While it seems pretty clear from his unprovoked and increasingly hostile responses that Saurav is an expert Internet troll, he does bring up some valid points.
The sometimes obtuse nature of the open source world, especially on the side of development, has often been cited as a reason projects stagnate. New developers are not welcomed in as they should be, but instead can be mocked or pushed away by the “old guard” who simply want to continue doing things they same way they’ve always been done.
There’s also no debating that Ubuntu and Android have managed to push the usability of Linux-based operating systems well into the mainstream, a feat that many others had failed at previously.
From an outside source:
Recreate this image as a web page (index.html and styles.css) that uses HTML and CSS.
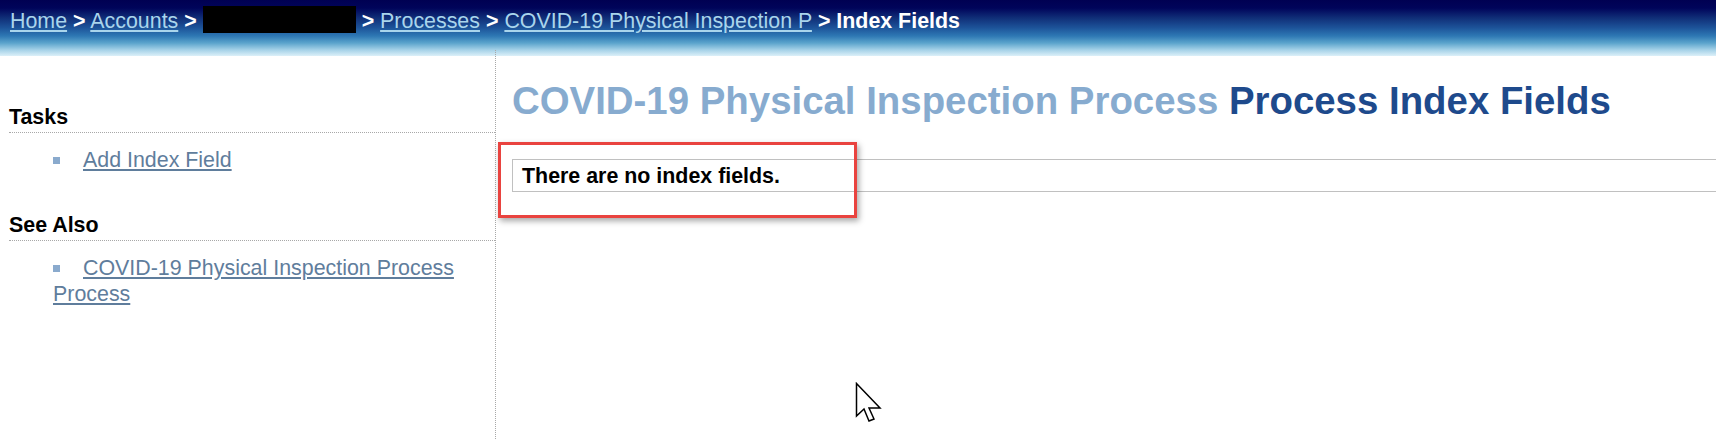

But while Android has remained more or less universally loved in the community, we are starting to see a backlash against Ubuntu and its derivatives for somehow being “too easy”. Ubuntu users are openly mocked in certain corners of the Internet, simply because they didn’t have the time or desire to learn “proper” Linux.
While it would be wonderful if every single person running a desktop Linux distribution knew how to build themselves a new kernel from source, the reality of it is that the vast majority of users don’t have the time, desire, or need to learn that much about the underlying system.
It would be a bit like saying that everyone who drives a car should know how to swap the engine out; it’s simply unreasonable. But more to the point, it’s unnecessary.
While Eric Raymond, and the commenters on his site, were certainly not wrong in their handling of this situation, it cannot be denied that some of the arguments put forward by Saurav have an element of truth to them. Even if they didn’t technically apply to this particular situation.
We as a community should stop infighting based on such arbitrary decisions as which GNU/Linux distribution you run. The whole idea of FOSS is to give the user the freedom to chose what they do with software, so it only stands to logic that the FOSS community as a whole should be supportive of the wishes of individual users, whatever they may be.
That said, from a development aspect, standards must be maintained. It is important to adhere to proper standards and practices, and not allow sloppy work to become to the norm simply because there are users which consider the kind of criticism Raymond was giving to be “nitpicking”.
As very clearly pointed out during this exchange on Raymond’s blog, humans may be very good at finding the hidden meaning in obscured data, but they are just as easily able to miss the things staring them right in the face.